BEGIN

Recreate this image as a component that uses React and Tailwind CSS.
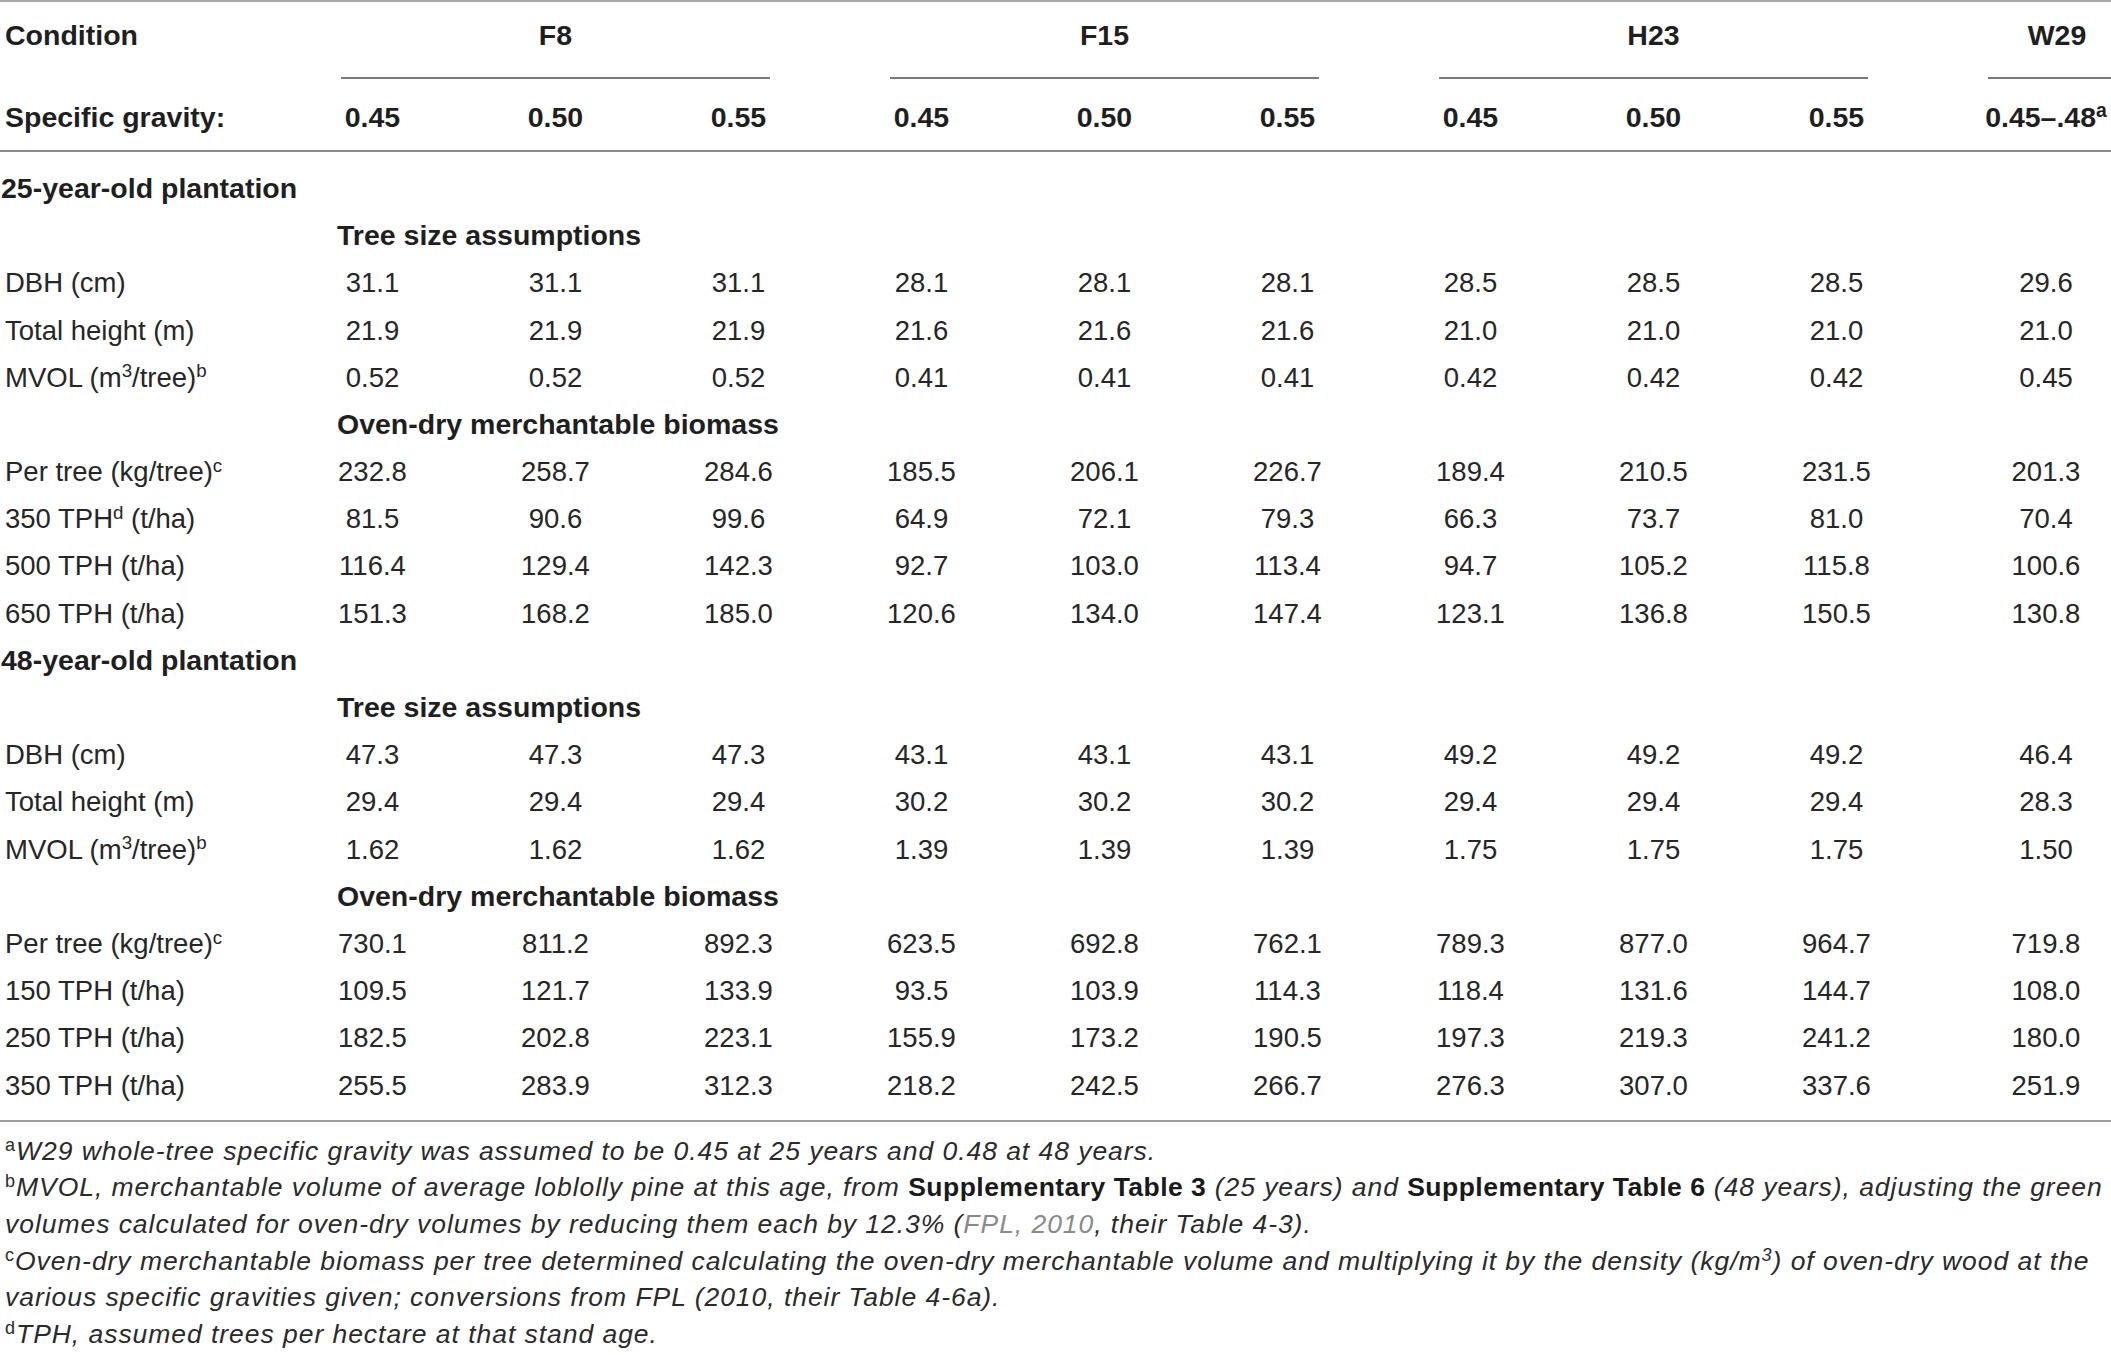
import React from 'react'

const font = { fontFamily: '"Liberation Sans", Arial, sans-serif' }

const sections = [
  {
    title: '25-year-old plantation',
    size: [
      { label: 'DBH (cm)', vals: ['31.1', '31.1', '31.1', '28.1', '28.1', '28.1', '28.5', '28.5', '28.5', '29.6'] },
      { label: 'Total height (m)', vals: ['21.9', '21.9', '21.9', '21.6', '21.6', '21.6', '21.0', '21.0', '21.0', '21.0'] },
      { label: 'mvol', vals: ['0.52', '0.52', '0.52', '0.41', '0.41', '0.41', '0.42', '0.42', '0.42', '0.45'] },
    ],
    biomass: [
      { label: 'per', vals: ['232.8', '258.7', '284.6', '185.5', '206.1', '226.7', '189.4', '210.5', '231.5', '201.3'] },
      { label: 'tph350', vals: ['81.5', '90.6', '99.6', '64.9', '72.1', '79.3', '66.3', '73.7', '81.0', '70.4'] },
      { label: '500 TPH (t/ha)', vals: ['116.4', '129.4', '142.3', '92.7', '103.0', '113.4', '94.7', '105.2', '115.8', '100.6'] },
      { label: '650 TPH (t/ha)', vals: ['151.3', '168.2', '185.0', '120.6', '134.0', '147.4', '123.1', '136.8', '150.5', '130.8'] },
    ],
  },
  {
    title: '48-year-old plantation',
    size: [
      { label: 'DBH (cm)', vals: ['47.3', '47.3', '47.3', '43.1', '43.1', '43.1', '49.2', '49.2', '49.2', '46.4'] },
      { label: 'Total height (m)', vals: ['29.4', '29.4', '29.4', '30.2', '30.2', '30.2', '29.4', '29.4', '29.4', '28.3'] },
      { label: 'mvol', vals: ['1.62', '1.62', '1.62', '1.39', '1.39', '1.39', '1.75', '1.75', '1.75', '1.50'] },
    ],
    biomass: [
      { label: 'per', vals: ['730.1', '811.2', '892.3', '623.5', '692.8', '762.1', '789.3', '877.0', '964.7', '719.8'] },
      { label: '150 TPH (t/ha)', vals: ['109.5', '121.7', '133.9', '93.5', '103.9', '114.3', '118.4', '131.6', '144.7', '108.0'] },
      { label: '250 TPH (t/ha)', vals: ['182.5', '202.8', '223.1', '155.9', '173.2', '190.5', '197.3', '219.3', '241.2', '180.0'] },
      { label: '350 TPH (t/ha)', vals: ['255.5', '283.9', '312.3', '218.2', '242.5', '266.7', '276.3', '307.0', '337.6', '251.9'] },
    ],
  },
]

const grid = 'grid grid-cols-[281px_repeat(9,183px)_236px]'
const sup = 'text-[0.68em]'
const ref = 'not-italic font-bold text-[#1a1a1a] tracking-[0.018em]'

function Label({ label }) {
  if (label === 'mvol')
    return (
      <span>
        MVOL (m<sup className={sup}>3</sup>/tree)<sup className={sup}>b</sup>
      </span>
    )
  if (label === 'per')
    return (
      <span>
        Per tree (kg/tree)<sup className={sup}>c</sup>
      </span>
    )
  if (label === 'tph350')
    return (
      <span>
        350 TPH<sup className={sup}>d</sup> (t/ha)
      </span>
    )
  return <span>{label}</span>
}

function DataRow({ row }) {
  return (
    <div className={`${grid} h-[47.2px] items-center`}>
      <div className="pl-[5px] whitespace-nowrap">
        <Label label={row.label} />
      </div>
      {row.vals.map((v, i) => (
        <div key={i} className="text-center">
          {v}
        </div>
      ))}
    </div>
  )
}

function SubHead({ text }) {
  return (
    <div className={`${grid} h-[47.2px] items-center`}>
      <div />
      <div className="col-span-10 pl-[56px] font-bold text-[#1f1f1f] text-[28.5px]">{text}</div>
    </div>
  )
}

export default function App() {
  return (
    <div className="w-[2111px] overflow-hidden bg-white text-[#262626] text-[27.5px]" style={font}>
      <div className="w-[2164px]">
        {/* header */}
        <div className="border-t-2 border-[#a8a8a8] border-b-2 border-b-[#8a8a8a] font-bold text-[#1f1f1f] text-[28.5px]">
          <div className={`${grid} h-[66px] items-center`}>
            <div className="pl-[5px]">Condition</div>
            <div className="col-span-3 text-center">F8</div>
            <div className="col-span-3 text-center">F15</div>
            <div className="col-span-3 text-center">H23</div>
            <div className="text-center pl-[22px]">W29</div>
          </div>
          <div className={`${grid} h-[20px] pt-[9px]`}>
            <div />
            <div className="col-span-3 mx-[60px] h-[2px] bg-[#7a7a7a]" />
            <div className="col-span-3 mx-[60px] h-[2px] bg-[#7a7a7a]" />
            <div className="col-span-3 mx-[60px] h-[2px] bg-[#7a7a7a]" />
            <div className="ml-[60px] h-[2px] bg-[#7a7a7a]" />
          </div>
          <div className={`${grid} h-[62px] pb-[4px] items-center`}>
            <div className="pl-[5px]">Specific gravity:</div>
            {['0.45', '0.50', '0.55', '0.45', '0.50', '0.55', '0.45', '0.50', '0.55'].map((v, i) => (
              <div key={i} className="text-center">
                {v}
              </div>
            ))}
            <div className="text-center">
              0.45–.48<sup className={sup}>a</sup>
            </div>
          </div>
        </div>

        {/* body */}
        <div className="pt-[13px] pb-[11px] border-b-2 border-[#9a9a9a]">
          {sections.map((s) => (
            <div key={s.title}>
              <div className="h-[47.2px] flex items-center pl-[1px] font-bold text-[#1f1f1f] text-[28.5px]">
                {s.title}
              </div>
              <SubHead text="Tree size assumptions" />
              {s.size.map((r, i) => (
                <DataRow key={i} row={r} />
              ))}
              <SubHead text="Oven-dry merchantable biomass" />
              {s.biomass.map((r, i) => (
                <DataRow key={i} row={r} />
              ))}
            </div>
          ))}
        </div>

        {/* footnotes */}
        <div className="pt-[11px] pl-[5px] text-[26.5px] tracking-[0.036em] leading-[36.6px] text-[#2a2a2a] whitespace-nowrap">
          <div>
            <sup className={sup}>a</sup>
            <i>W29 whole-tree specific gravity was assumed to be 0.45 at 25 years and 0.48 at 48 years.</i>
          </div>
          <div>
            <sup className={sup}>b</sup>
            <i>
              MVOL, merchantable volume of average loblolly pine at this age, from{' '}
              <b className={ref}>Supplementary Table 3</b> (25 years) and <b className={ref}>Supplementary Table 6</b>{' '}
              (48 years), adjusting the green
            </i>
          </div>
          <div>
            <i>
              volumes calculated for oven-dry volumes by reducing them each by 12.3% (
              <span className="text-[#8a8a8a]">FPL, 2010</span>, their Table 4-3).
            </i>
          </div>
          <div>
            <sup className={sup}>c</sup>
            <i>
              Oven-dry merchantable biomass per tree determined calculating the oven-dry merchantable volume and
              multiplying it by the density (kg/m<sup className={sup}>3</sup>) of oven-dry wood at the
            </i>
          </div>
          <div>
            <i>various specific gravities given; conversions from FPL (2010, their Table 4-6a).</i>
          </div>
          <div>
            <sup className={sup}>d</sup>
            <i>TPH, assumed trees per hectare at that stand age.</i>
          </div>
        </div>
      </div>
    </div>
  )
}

END

● EXERCISE BRIEF
Exclude the images and reproduce the remaining data exactly.

● WRITTEN RESPONSE
Recreate this image as a component that uses React and Tailwind CSS.
import React from 'react'

const font = { fontFamily: '"Liberation Sans", Arial, sans-serif' }

const sections = [
  {
    title: '25-year-old plantation',
    size: [
      { label: 'DBH (cm)', vals: ['31.1', '31.1', '31.1', '28.1', '28.1', '28.1', '28.5', '28.5', '28.5', '29.6'] },
      { label: 'Total height (m)', vals: ['21.9', '21.9', '21.9', '21.6', '21.6', '21.6', '21.0', '21.0', '21.0', '21.0'] },
      { label: 'mvol', vals: ['0.52', '0.52', '0.52', '0.41', '0.41', '0.41', '0.42', '0.42', '0.42', '0.45'] },
    ],
    biomass: [
      { label: 'per', vals: ['232.8', '258.7', '284.6', '185.5', '206.1', '226.7', '189.4', '210.5', '231.5', '201.3'] },
      { label: 'tph350', vals: ['81.5', '90.6', '99.6', '64.9', '72.1', '79.3', '66.3', '73.7', '81.0', '70.4'] },
      { label: '500 TPH (t/ha)', vals: ['116.4', '129.4', '142.3', '92.7', '103.0', '113.4', '94.7', '105.2', '115.8', '100.6'] },
      { label: '650 TPH (t/ha)', vals: ['151.3', '168.2', '185.0', '120.6', '134.0', '147.4', '123.1', '136.8', '150.5', '130.8'] },
    ],
  },
  {
    title: '48-year-old plantation',
    size: [
      { label: 'DBH (cm)', vals: ['47.3', '47.3', '47.3', '43.1', '43.1', '43.1', '49.2', '49.2', '49.2', '46.4'] },
      { label: 'Total height (m)', vals: ['29.4', '29.4', '29.4', '30.2', '30.2', '30.2', '29.4', '29.4', '29.4', '28.3'] },
      { label: 'mvol', vals: ['1.62', '1.62', '1.62', '1.39', '1.39', '1.39', '1.75', '1.75', '1.75', '1.50'] },
    ],
    biomass: [
      { label: 'per', vals: ['730.1', '811.2', '892.3', '623.5', '692.8', '762.1', '789.3', '877.0', '964.7', '719.8'] },
      { label: '150 TPH (t/ha)', vals: ['109.5', '121.7', '133.9', '93.5', '103.9', '114.3', '118.4', '131.6', '144.7', '108.0'] },
      { label: '250 TPH (t/ha)', vals: ['182.5', '202.8', '223.1', '155.9', '173.2', '190.5', '197.3', '219.3', '241.2', '180.0'] },
      { label: '350 TPH (t/ha)', vals: ['255.5', '283.9', '312.3', '218.2', '242.5', '266.7', '276.3', '307.0', '337.6', '251.9'] },
    ],
  },
]

const grid = 'grid grid-cols-[281px_repeat(9,183px)_236px]'
const sup = 'text-[0.68em]'
const ref = 'not-italic font-bold text-[#1a1a1a] tracking-[0.018em]'

function Label({ label }) {
  if (label === 'mvol')
    return (
      <span>
        MVOL (m<sup className={sup}>3</sup>/tree)<sup className={sup}>b</sup>
      </span>
    )
  if (label === 'per')
    return (
      <span>
        Per tree (kg/tree)<sup className={sup}>c</sup>
      </span>
    )
  if (label === 'tph350')
    return (
      <span>
        350 TPH<sup className={sup}>d</sup> (t/ha)
      </span>
    )
  return <span>{label}</span>
}

function DataRow({ row }) {
  return (
    <div className={`${grid} h-[47.2px] items-center`}>
      <div className="pl-[5px] whitespace-nowrap">
        <Label label={row.label} />
      </div>
      {row.vals.map((v, i) => (
        <div key={i} className="text-center">
          {v}
        </div>
      ))}
    </div>
  )
}

function SubHead({ text }) {
  return (
    <div className={`${grid} h-[47.2px] items-center`}>
      <div />
      <div className="col-span-10 pl-[56px] font-bold text-[#1f1f1f] text-[28.5px]">{text}</div>
    </div>
  )
}

export default function App() {
  return (
    <div className="w-[2111px] overflow-hidden bg-white text-[#262626] text-[27.5px]" style={font}>
      <div className="w-[2164px]">
        {/* header */}
        <div className="border-t-2 border-[#a8a8a8] border-b-2 border-b-[#8a8a8a] font-bold text-[#1f1f1f] text-[28.5px]">
          <div className={`${grid} h-[66px] items-center`}>
            <div className="pl-[5px]">Condition</div>
            <div className="col-span-3 text-center">F8</div>
            <div className="col-span-3 text-center">F15</div>
            <div className="col-span-3 text-center">H23</div>
            <div className="text-center pl-[22px]">W29</div>
          </div>
          <div className={`${grid} h-[20px] pt-[9px]`}>
            <div />
            <div className="col-span-3 mx-[60px] h-[2px] bg-[#7a7a7a]" />
            <div className="col-span-3 mx-[60px] h-[2px] bg-[#7a7a7a]" />
            <div className="col-span-3 mx-[60px] h-[2px] bg-[#7a7a7a]" />
            <div className="ml-[60px] h-[2px] bg-[#7a7a7a]" />
          </div>
          <div className={`${grid} h-[62px] pb-[4px] items-center`}>
            <div className="pl-[5px]">Specific gravity:</div>
            {['0.45', '0.50', '0.55', '0.45', '0.50', '0.55', '0.45', '0.50', '0.55'].map((v, i) => (
              <div key={i} className="text-center">
                {v}
              </div>
            ))}
            <div className="text-center">
              0.45–.48<sup className={sup}>a</sup>
            </div>
          </div>
        </div>

        {/* body */}
        <div className="pt-[13px] pb-[11px] border-b-2 border-[#9a9a9a]">
          {sections.map((s) => (
            <div key={s.title}>
              <div className="h-[47.2px] flex items-center pl-[1px] font-bold text-[#1f1f1f] text-[28.5px]">
                {s.title}
              </div>
              <SubHead text="Tree size assumptions" />
              {s.size.map((r, i) => (
                <DataRow key={i} row={r} />
              ))}
              <SubHead text="Oven-dry merchantable biomass" />
              {s.biomass.map((r, i) => (
                <DataRow key={i} row={r} />
              ))}
            </div>
          ))}
        </div>

        {/* footnotes */}
        <div className="pt-[11px] pl-[5px] text-[26.5px] tracking-[0.036em] leading-[36.6px] text-[#2a2a2a] whitespace-nowrap">
          <div>
            <sup className={sup}>a</sup>
            <i>W29 whole-tree specific gravity was assumed to be 0.45 at 25 years and 0.48 at 48 years.</i>
          </div>
          <div>
            <sup className={sup}>b</sup>
            <i>
              MVOL, merchantable volume of average loblolly pine at this age, from{' '}
              <b className={ref}>Supplementary Table 3</b> (25 years) and <b className={ref}>Supplementary Table 6</b>{' '}
              (48 years), adjusting the green
            </i>
          </div>
          <div>
            <i>
              volumes calculated for oven-dry volumes by reducing them each by 12.3% (
              <span className="text-[#8a8a8a]">FPL, 2010</span>, their Table 4-3).
            </i>
          </div>
          <div>
            <sup className={sup}>c</sup>
            <i>
              Oven-dry merchantable biomass per tree determined calculating the oven-dry merchantable volume and
              multiplying it by the density (kg/m<sup className={sup}>3</sup>) of oven-dry wood at the
            </i>
          </div>
          <div>
            <i>various specific gravities given; conversions from FPL (2010, their Table 4-6a).</i>
          </div>
          <div>
            <sup className={sup}>d</sup>
            <i>TPH, assumed trees per hectare at that stand age.</i>
          </div>
        </div>
      </div>
    </div>
  )
}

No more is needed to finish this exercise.